Palästina-Solidarität 

Es muss Schluss sein mit der Relativierung der israelischen Kriegsverbrechen und der Entsolidarisierung mit der palästinensischen Bevölkerung von Teilen der Partei. Diejenigen, die immer noch zionistische Positionen vertreten und sich an der Gleichsetzung von Palästina-Solidarität mit Hamas-Unterstützung beteiligen müssen zurückgepfiffen und Maßnahmen gegen sie ergriffen werden. Die massenhafte Palästina-Solidarität ist eine linke und internationalistische Bewegung, wie das Meer von roten Fahnen am 27.9. zeigte. 

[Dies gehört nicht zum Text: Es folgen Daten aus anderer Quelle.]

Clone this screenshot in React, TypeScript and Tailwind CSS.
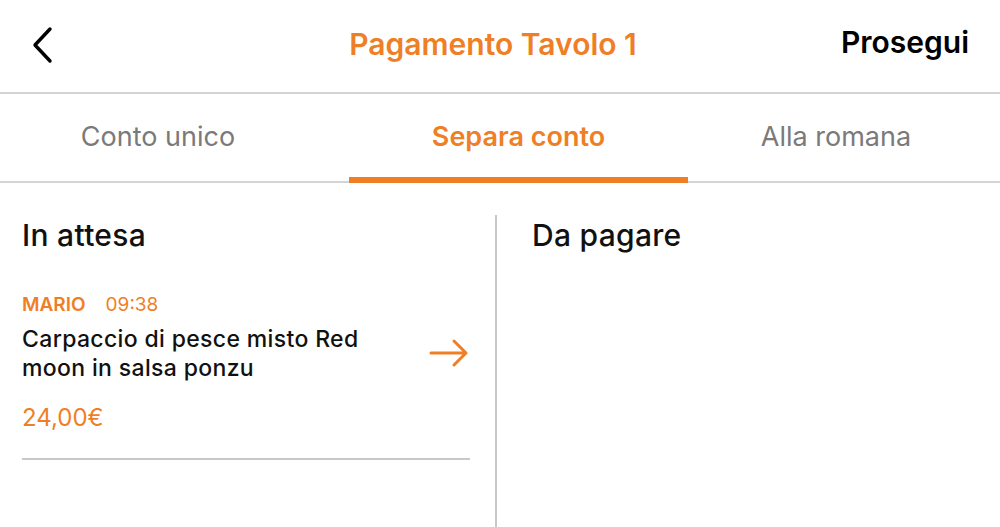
const tabs = [
  { label: 'Conto unico', active: false, cls: 'w-[316px]' },
  { label: 'Separa conto', active: true, cls: 'ml-[33px] w-[339px]' },
  { label: 'Alla romana', active: false, cls: 'flex-1 pr-[16px]' },
];

export default function App() {
  return (
    <div className="w-[1000px] h-[527px] bg-white overflow-hidden text-[#111]" style={{ fontFamily: 'Inter, "Noto Sans", sans-serif' }}>
      {/* header */}
      <div className="relative h-[94px] flex items-center justify-center border-b-2 border-[#d4d4d4]">
        <button className="absolute left-[28px] top-[26px]">
          <svg width="30" height="38" viewBox="0 0 30 38" fill="none">
            <path d="M22 3L7 19L22 35" stroke="#000" strokeWidth="3.4" strokeLinecap="round" strokeLinejoin="round" />
          </svg>
        </button>
        <h1 className="text-[30px] leading-[36px] font-semibold text-[#ef7f26] -ml-[14px] -mt-[4px]">Pagamento Tavolo 1</h1>
        <button className="absolute right-[31px] top-[24px] text-[30px] leading-[36px] font-semibold text-black">Prosegui</button>
      </div>

      {/* tabs */}
      <div className="flex h-[89px] border-b-2 border-[#d4d4d4]">
        {tabs.map((t) => (
          <div key={t.label} className={`${t.cls} relative flex items-center justify-center`}>
            <span className={`text-[27px] ${t.active ? 'font-semibold text-[#ef7f26]' : 'text-[#7a7a7a]'}`}>{t.label}</span>
            {t.active && <div className="absolute left-0 right-0 -bottom-[2px] h-[6px] bg-[#ef7f26]" />}
          </div>
        ))}
      </div>

      {/* body */}
      <div className="flex pt-[32px]">
        <div className="w-[497px] border-r-2 border-[#c8c8c8] h-[320px] pl-[22px] pr-[25px]">
          <h2 className="text-[30px] leading-[40px] font-medium tracking-[0.3px]">In attesa</h2>
          <div className="mt-[38px] border-b-2 border-[#c8c8c8] pb-[25px]">
            <div className="flex items-center gap-[20px] text-[19px] leading-[24px] text-[#ef7f26]">
              <span className="font-semibold">MARIO</span>
              <span>09:38</span>
            </div>
            <div className="flex items-center mt-[8px]">
              <p className="flex-1 text-[23px] leading-[29px] font-medium tracking-[0.35px]">
                Carpaccio di pesce misto Red
                <br />
                moon in salsa ponzu
              </p>
              <svg width="40" height="30" viewBox="0 0 40 30" fill="none" className="mr-[1px] -mt-[3px]">
                <path d="M2 15H37M25 3L37 15L25 27" stroke="#ef7f26" strokeWidth="3" strokeLinecap="round" strokeLinejoin="round" />
              </svg>
            </div>
            <div className="mt-[20px] text-[24px] leading-[30px] text-[#ef7f26]">24,00€</div>
          </div>
        </div>
        <div className="flex-1 pl-[35px]">
          <h2 className="text-[30px] leading-[40px] font-medium tracking-[0.3px]">Da pagare</h2>
        </div>
      </div>
    </div>
  );
}
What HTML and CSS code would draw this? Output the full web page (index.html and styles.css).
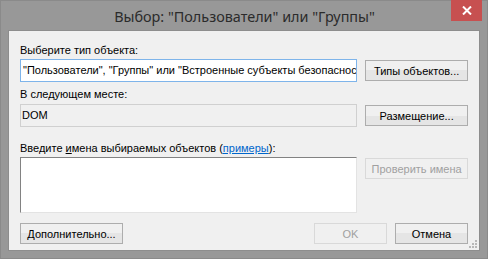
FILE: index.html
```html
<!DOCTYPE html>
<html lang="ru">
<head>
<meta charset="utf-8">
<title>Выбор</title>
<link rel="stylesheet" href="styles.css">
</head>
<body>
<div class="window">
  <div class="titlebar">
    <span class="title">Выбор: "Пользователи" или "Группы"</span>
    <div class="close">
      <svg width="10" height="9" viewBox="0 0 10 9"><path d="M1 0.5 L9 8.5 M9 0.5 L1 8.5" stroke="#fff" stroke-width="2"/></svg>
    </div>
  </div>
  <div class="client">
    <div class="label first">Выберите тип объекта:</div>
    <div class="row">
      <div class="field focused">"Пользователи", "Группы" или "Встроенные субъекты безопасности"</div>
      <div class="btn">Типы объектов...</div>
    </div>
    <div class="label">В следующем месте:</div>
    <div class="row">
      <div class="field readonly">DOM</div>
      <div class="btn">Размещение...</div>
    </div>
    <div class="label third">Введите <u>и</u>мена выбираемых объектов (<a class="link">примеры</a>):</div>
    <div class="row top">
      <div class="textarea"></div>
      <div class="btn disabled">Проверить имена</div>
    </div>
    <div class="footer">
      <div class="btn">Дополнительно...</div>
      <div class="spacer"></div>
      <div class="btn small disabled">OK</div>
      <div class="btn small">Отмена</div>
    </div>
    <div class="grip">
      <i></i><i></i><i></i><i></i><i></i><i></i>
    </div>
  </div>
</div>
</body>
</html>
```
FILE: styles.css
```css
* { box-sizing: border-box; }
html, body { margin: 0; padding: 0; }
body { width: 488px; height: 259px; overflow: hidden; background: #989898; }

.window {
  width: 488px;
  height: 259px;
  background: #989898;
  border: 1px solid #8a8a8a;
  display: flex;
  flex-direction: column;
  padding: 0 7px 7px 7px;
  font-family: "Liberation Sans", Arial, sans-serif;
  font-size: 11px;
  color: #000;
}

.titlebar {
  position: relative;
  height: 29px;
  flex: none;
  display: flex;
  justify-content: center;
  align-items: center;
}
.title {
  font-family: "Noto Sans", "Open Sans", sans-serif;
  font-size: 14.4px;
  color: #2b2b2b;
  padding-top: 2px;
  margin-left: 1px;
}
.close {
  position: absolute;
  top: -1px;
  right: -2px;
  width: 31px;
  height: 21px;
  background: #c75050;
  display: flex;
  align-items: center;
  justify-content: center;
}

.client {
  position: relative;
  flex: 1;
  background: #f0f0f0;
  border: 1px solid #8d8d8d;
  padding: 0 11px 0 11px;
  display: flex;
  flex-direction: column;
}

.label { height: 13px; line-height: 13px; white-space: nowrap; }
.label.first { margin-top: 13px; margin-bottom: 2px; }
.label { margin-top: 6px; margin-bottom: 3px; }
.label.third { margin-top: 15px; margin-bottom: 2px; }

.row { display: flex; align-items: center; gap: 8px; }
.row.top { align-items: flex-start; }

.field {
  width: 338px;
  height: 23px;
  border: 1px solid #abadb3;
  padding: 0 2px;
  line-height: 21px;
  white-space: nowrap;
  overflow: hidden;
  background: #fff;
}
.field.focused { border-color: #7eb4ea; }
.field.readonly { background: #f0f0f0; border-color: #d0d0d0; padding-left: 1px; }

.textarea {
  width: 338px;
  height: 56px;
  background: #fff;
  border-style: solid;
  border-width: 1px;
  border-color: #828282 #e3e3e3 #e3e3e3 #828282;
}

.btn {
  width: 103px;
  height: 21px;
  border: 1px solid #adadad;
  background: linear-gradient(#f0f0f0, #f0f0f0 50%, #e5e5e5 50%, #e5e5e5);
  display: flex;
  align-items: center;
  justify-content: center;
  white-space: nowrap;
}
.row.top .btn { margin-top: 1px; }
.btn.disabled { color: #a0a0a0; border-color: #d9d9d9; background: #f0f0f0; }
.btn.small { width: 73px; }

.link { color: #0066cc; text-decoration: underline; }

.footer {
  display: flex;
  gap: 8px;
  margin-top: 10px;
}
.spacer { flex: 1; }

.grip {
  position: absolute;
  right: 2px;
  bottom: 2px;
  width: 8px;
  height: 8px;
}
.grip i {
  position: absolute;
  width: 2px;
  height: 2px;
  background: #b8b8b8;
}
.grip i:nth-child(1) { right: 0; bottom: 0; }
.grip i:nth-child(2) { right: 3px; bottom: 0; }
.grip i:nth-child(3) { right: 6px; bottom: 0; }
.grip i:nth-child(4) { right: 0; bottom: 3px; }
.grip i:nth-child(5) { right: 3px; bottom: 3px; }
.grip i:nth-child(6) { right: 0; bottom: 6px; }
```
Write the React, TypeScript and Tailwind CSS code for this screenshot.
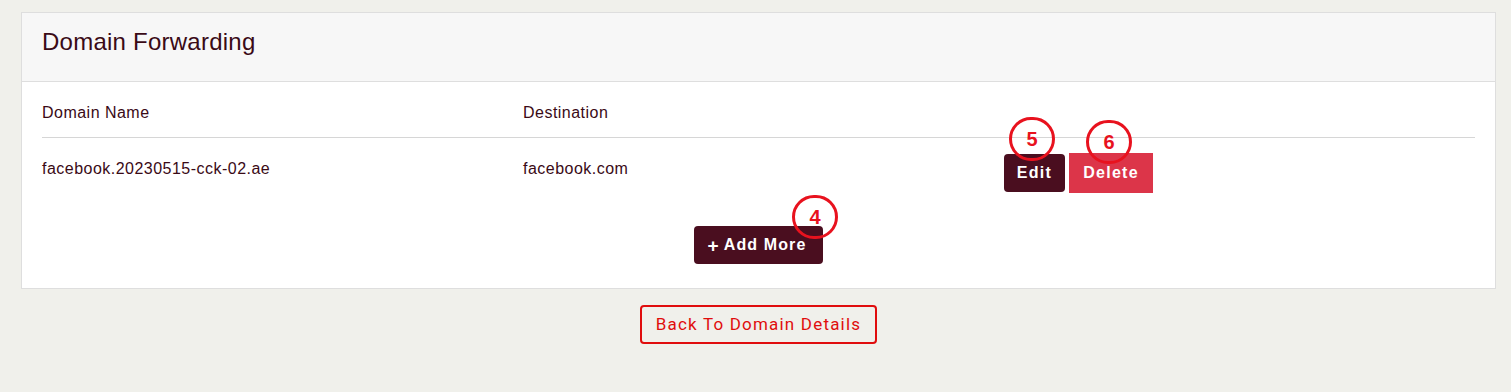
import React from 'react';

function Marker({ n, className }: { n: string; className: string }) {
  return (
    <span
      className={`absolute flex h-[44px] w-[46px] items-center justify-center rounded-full border-[3px] border-[#e8121e] text-[20px] font-bold tracking-normal text-[#e8121e] ${className}`}
    >
      {n}
    </span>
  );
}

export default function App() {
  return (
    <div className="min-h-[392px] bg-[#f0f0eb] pt-3 font-['Liberation_Sans',Arial,sans-serif] text-[#3a0a16]">
      <div className="mx-[21px] w-[1475px] border border-[#dedede] bg-white">
        <div className="h-[69px] border-b border-[#dedede] bg-[#f7f7f7] px-5 pt-[14px]">
          <h2 className="text-[24px] leading-[30px] tracking-[0.01em]">Domain Forwarding</h2>
        </div>
        <div className="px-5">
          <div className="grid h-[56px] grid-cols-[481px_481px_1fr] items-center border-b border-[#d6d6d6] pt-[6px] text-[16px] tracking-[0.03em]">
            <span>Domain Name</span>
            <span>Destination</span>
            <span />
          </div>
          <div className="grid grid-cols-[481px_481px_1fr] pt-[21px] text-[16px] tracking-[0.03em]">
            <span className="leading-5">facebook.20230515-cck-02.ae</span>
            <span className="leading-5">facebook.com</span>
            <div className="relative -mt-[5px] flex items-start gap-1">
              <button className="relative h-[38px] w-[61px] rounded bg-[#4a0e1f] text-[16px] font-bold tracking-[0.08em] text-white">
                Edit
                <Marker n="5" className="-top-[37px] left-[5px]" />
              </button>
              <button className="relative -mt-px h-[40px] w-[84px] bg-[#dc3549] text-[16px] font-bold tracking-[0.08em] text-white">
                Delete
                <Marker n="6" className="-top-[33px] left-[17px]" />
              </button>
            </div>
          </div>
          <div className="flex justify-center pb-6 pt-[33px]">
            <button className="relative flex h-[38px] w-[129px] items-center justify-center gap-1 rounded bg-[#4a0e1f] pr-[3px] text-[16px] font-bold tracking-[0.07em] text-white">
              <span className="text-[19px] leading-none">+</span>
              Add More
              <Marker n="4" className="-top-[31px] left-[98px]" />
            </button>
          </div>
        </div>
      </div>
      <div className="flex justify-center pl-[6px] pt-[16px]">
        <button className="h-[39px] w-[237px] rounded border-2 border-[#e00d0d] font-['Roboto',sans-serif] text-[17px] tracking-[0.07em] text-[#e00d0d]">
          Back To Domain Details
        </button>
      </div>
    </div>
  );
}
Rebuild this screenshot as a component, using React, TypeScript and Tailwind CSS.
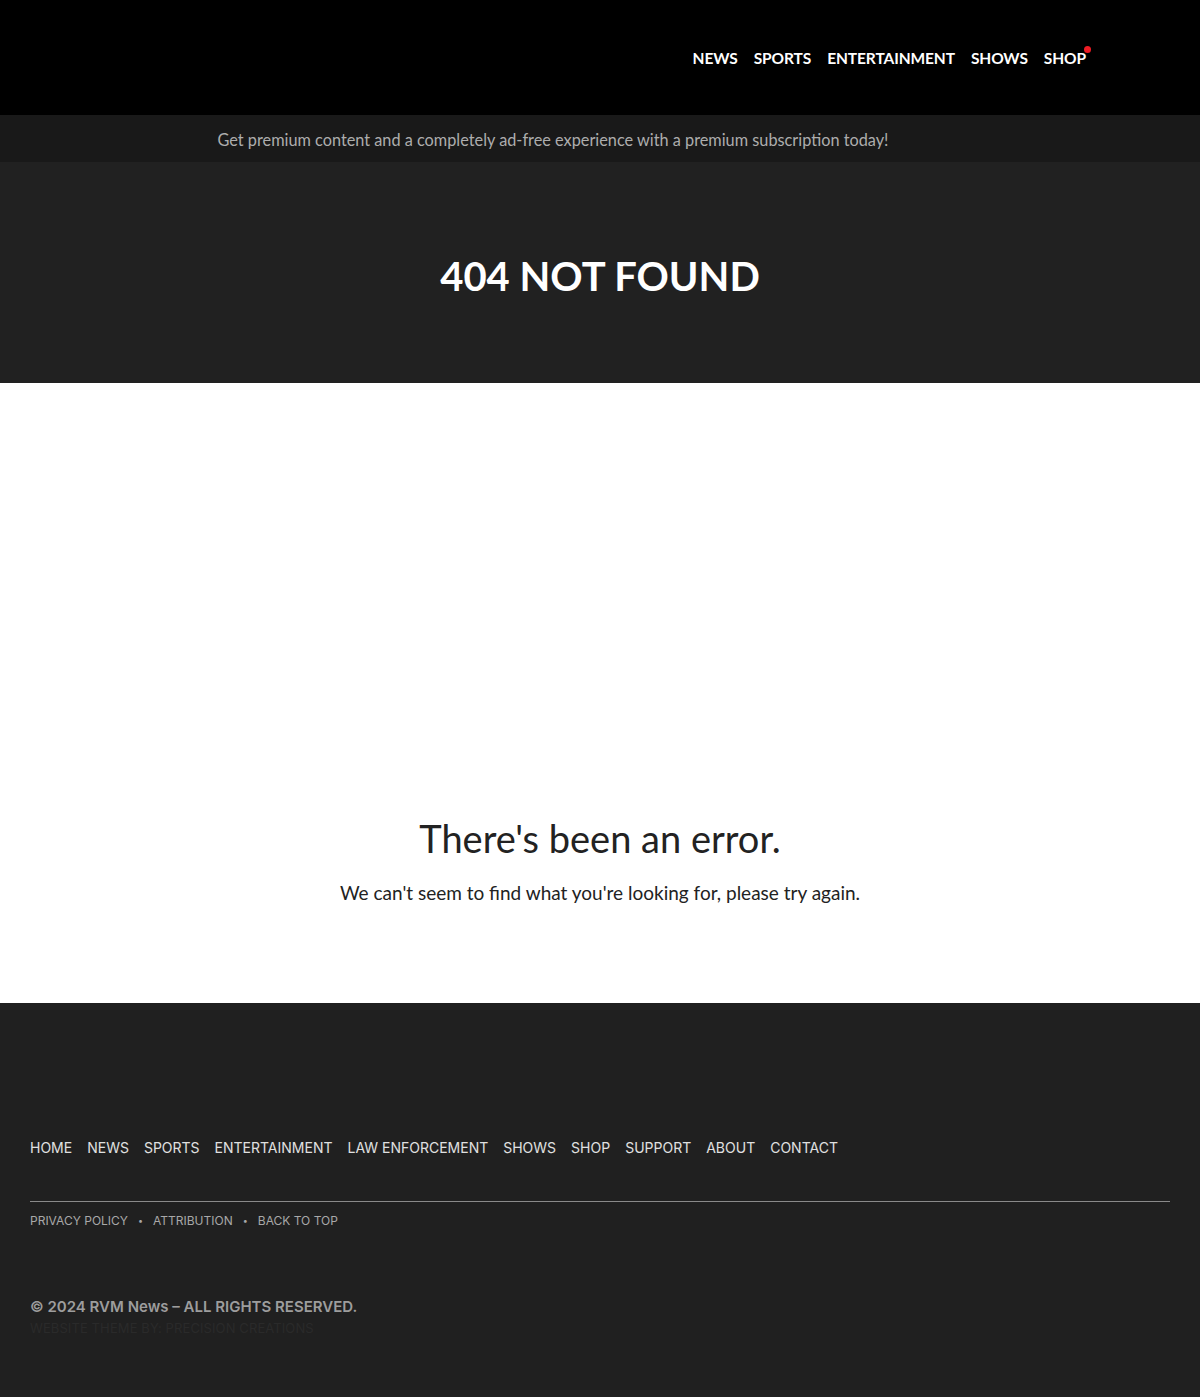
const headerLinks = ["NEWS", "SPORTS", "ENTERTAINMENT", "SHOWS", "SHOP"];

const footerLinks = [
  "HOME",
  "NEWS",
  "SPORTS",
  "ENTERTAINMENT",
  "LAW ENFORCEMENT",
  "SHOWS",
  "SHOP",
  "SUPPORT",
  "ABOUT",
  "CONTACT",
];

const App = () => {
  return (
    <div className="min-h-screen flex flex-col bg-white font-['Lato',sans-serif]">
      {/* header */}
      <header className="h-[115px] bg-black flex items-center justify-end pr-[114px]">
        <nav className="flex items-center gap-[16px] pt-[2px]">
          {headerLinks.map((link) => (
            <a
              key={link}
              className="relative text-white text-[15.5px] font-bold tracking-[-0.1px]"
            >
              {link}
              {link === "SHOP" && (
                <span className="absolute -top-[1px] -right-[5px] w-[7px] h-[7px] rounded-full bg-[#ee1c24]" />
              )}
            </a>
          ))}
        </nav>
      </header>

      {/* promo bar */}
      <div className="h-[47px] bg-[#191919] flex items-center justify-center pr-[94px] pt-[3px]">
        <p className="text-[#adadad] text-[16.3px]">
          Get premium content and a completely ad-free experience with a premium subscription today!
        </p>
      </div>

      {/* title */}
      <section className="h-[221px] bg-[#212121] flex items-center justify-center">
        <h1 className="text-white text-[40px] font-bold leading-none pt-[6px]">404 NOT FOUND</h1>
      </section>

      {/* error message */}
      <main className="h-[620px] flex flex-col items-center justify-end pb-[96px] text-[#222]">
        <h2 className="text-[38px] leading-none mb-[22px]">There's been an error.</h2>
        <p className="text-[19px]">We can't seem to find what you're looking for, please try again.</p>
      </main>

      {/* footer */}
      <footer className="flex-1 bg-[#202020] px-[30px] pt-[134px] pb-[60px] font-['Inter',sans-serif]">
        <nav className="flex items-center gap-[15px]">
          {footerLinks.map((link) => (
            <a key={link} className="text-[#e0e0e0] text-[14px]">
              {link}
            </a>
          ))}
        </nav>

        <div className="mt-[43px] border-t border-[#8a8a8a]" />

        <div className="mt-[10px] flex items-center gap-[10px] text-[#a8a8a8] text-[12px]">
          <a>PRIVACY POLICY</a>
          <span className="text-[9px]">•</span>
          <a>ATTRIBUTION</a>
          <span className="text-[9px]">•</span>
          <a>BACK TO TOP</a>
        </div>

        <p className="mt-[66px] text-[#9d9d9d] text-[15px] font-semibold">
          © 2024 RVM News – ALL RIGHTS RESERVED.
        </p>
        <p className="mt-[0px] text-[#2a2a2a] text-[13px] tracking-[0.1px]">
          WEBSITE THEME BY: PRECISION CREATIONS
        </p>
      </footer>
    </div>
  );
};

export default App;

Klassenkampf statt Anpassung

Die AfD wird nur dadurch gestoppt werden, dass eine starke, massenhafte sozialistische Arbeiter*innenpartei aufgebaut wird, die Teile der AfD-Wähler*innen gewinnen kann, weil sie überzeugender das kapitalistische Establishment bekämpft und reale Kämpfe organisiert. Dazu kann Die Linke einen entscheidenden Beitrag leisten. Doch nicht, indem sie sich an die Parteien des bürgerlichen Establishments anbiedert, CDU-Ministerpräsidenten ins Amt verhilft und der arbeiter*innenfeindlichen Bundesregierung im Bundestag aus der Patsche hilft, wenn diese auf die Stimmen der Linke-Abgeordneten angewiesen ist, um eine Zwei-Drittel-Mehrheit zu bekommen, in der Hoffnung dann von den Etablierten mehr anerkannt zu werden. 

Diese Debatten müssen nun in der Breite der Mitgliedschaft geführt werden. Sol-Mitglieder werden daran teilnehmen und sich für konsequent sozialistische Positionen einsetzen.